>> begin Dataset excerpt
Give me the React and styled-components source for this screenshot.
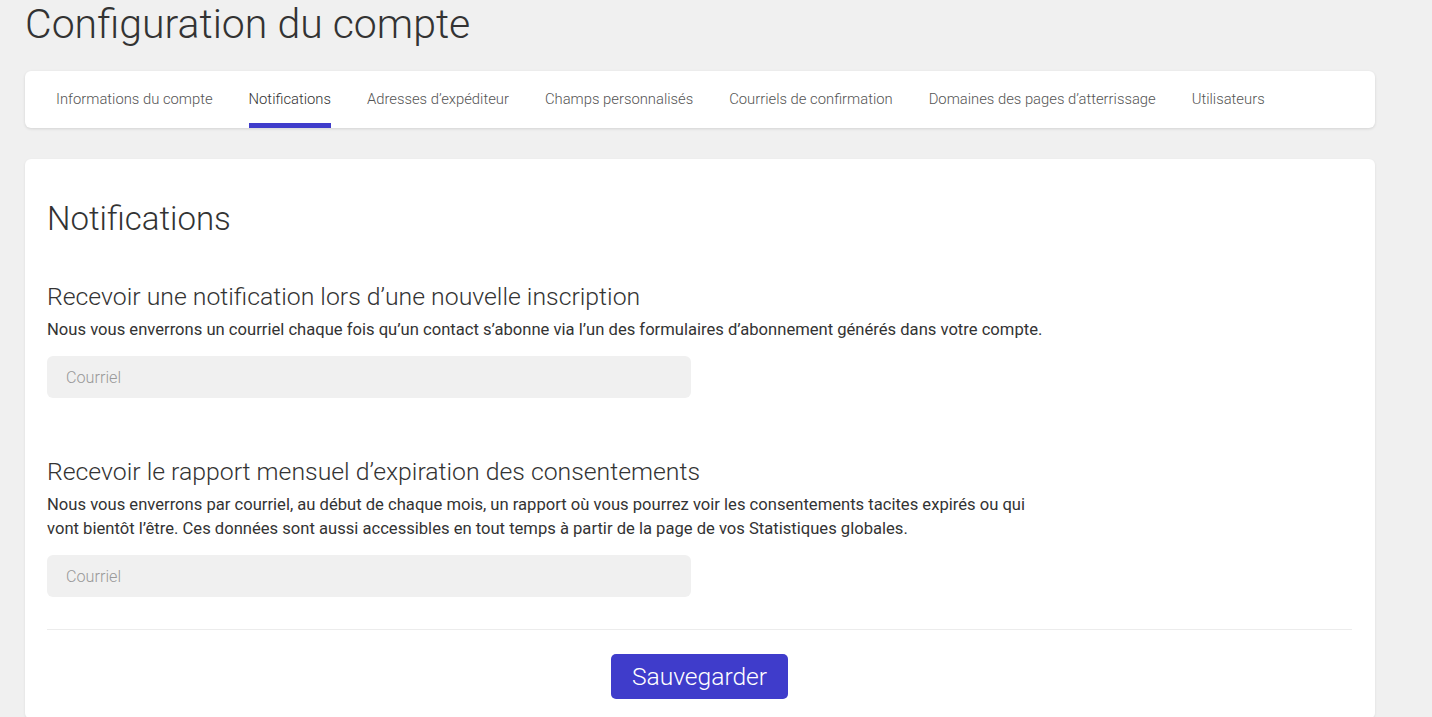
import styled, { createGlobalStyle } from 'styled-components'

const tabs = [
  'Informations du compte',
  'Notifications',
  'Adresses d’expéditeur',
  'Champs personnalisés',
  'Courriels de confirmation',
  'Domaines des pages d’atterrissage',
  'Utilisateurs',
]

const sections = [
  {
    title: 'Recevoir une notification lors d’une nouvelle inscription',
    text: 'Nous vous enverrons un courriel chaque fois qu’un contact s’abonne via l’un des formulaires d’abonnement générés dans votre compte.',
  },
  {
    title: 'Recevoir le rapport mensuel d’expiration des consentements',
    text: 'Nous vous enverrons par courriel, au début de chaque mois, un rapport où vous pourrez voir les consentements tacites expirés ou qui vont bientôt l’être. Ces données sont aussi accessibles en tout temps à partir de la page de vos Statistiques globales.',
  },
]

function App() {
  return (
    <>
      <GlobalStyle />
      <Page>
        <Title>Configuration du compte</Title>
        <TabBar>
          {tabs.map(t => (
            <Tab key={t} active={t === 'Notifications'}>{t}</Tab>
          ))}
        </TabBar>
        <Card>
          <CardTitle>Notifications</CardTitle>
          {sections.map((s, i) => (
            <Section key={i}>
              <SectionTitle>{s.title}</SectionTitle>
              <Description>{s.text}</Description>
              <Input type='email' placeholder='Courriel' />
            </Section>
          ))}
          <Footer>
            <Button>Sauvegarder</Button>
          </Footer>
        </Card>
      </Page>
    </>
  )
}

const GlobalStyle = createGlobalStyle`
  html, body {
    margin: 0;
    background: #f0f0f0;
    font-family: Roboto, "Liberation Sans", Arial, sans-serif;
    color: #333;
    overflow: hidden;
  }
`

const Page = styled.div`
  width: 1350px;
  padding: 0 0 0 25px;
`

const Title = styled.h1`
  margin: 0;
  padding-top: 1px;
  font-size: 41px;
  font-weight: 300;
  line-height: 46px;
  color: #333;
`

const TabBar = styled.nav`
  display: flex;
  gap: 36px;
  height: 57px;
  margin-top: 24px;
  padding: 0 31px;
  background: #fff;
  border-radius: 6px;
  box-shadow: 0 1px 3px rgba(0, 0, 0, 0.12);
`

const Tab = styled.a`
  display: flex;
  align-items: center;
  box-sizing: border-box;
  height: 57px;
  padding-top: 3px;
  font-size: 14.8px;
  font-weight: 300;
  color: ${props => props.active ? '#333' : '#555'};
  border-bottom: 5px solid ${props => props.active ? '#3f3ccb' : 'transparent'};
  cursor: pointer;
`

const Card = styled.div`
  margin-top: 31px;
  padding: 36px 23px 20px 22px;
  background: #fff;
  border-radius: 6px;
  box-shadow: 0 1px 3px rgba(0, 0, 0, 0.08);
`

const CardTitle = styled.h2`
  margin: 0 0 39px;
  font-size: 33px;
  font-weight: 300;
  line-height: 48px;
  color: #333;
`

const Section = styled.section`
  margin-bottom: 59px;
  &:last-of-type { margin-bottom: 32px; }
`

const SectionTitle = styled.h3`
  margin: 0;
  font-size: 24.8px;
  font-weight: 300;
  line-height: 30px;
  color: #333;
`

const Description = styled.p`
  margin: 6px 0 14px;
  max-width: 1010px;
  font-size: 16.6px;
  line-height: 24px;
  color: #333;
`

const Input = styled.input`
  display: block;
  width: 644px;
  height: 42px;
  box-sizing: border-box;
  padding: 0 19px;
  border: none;
  border-radius: 6px;
  background: #f0f0f0;
  font-family: inherit;
  font-size: 16.2px;
  font-weight: 300;
  color: #333;
  outline: none;
  &::placeholder { color: #999; }
`

const Footer = styled.div`
  display: flex;
  justify-content: center;
  padding-top: 24px;
  border-top: 1px solid #ececec;
`

const Button = styled.button`
  width: 177px;
  height: 45px;
  border: none;
  border-radius: 5px;
  background: #3f3ccb;
  color: #fff;
  font-family: inherit;
  font-size: 24.6px;
  font-weight: 300;
  cursor: pointer;
`

export default App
>> end Dataset excerpt
**Aim of the task**
From the data above, copy each line that has the string "components".

**Output below**
Give me the React and styled-components source for this screenshot.
import styled, { createGlobalStyle } from 'styled-components'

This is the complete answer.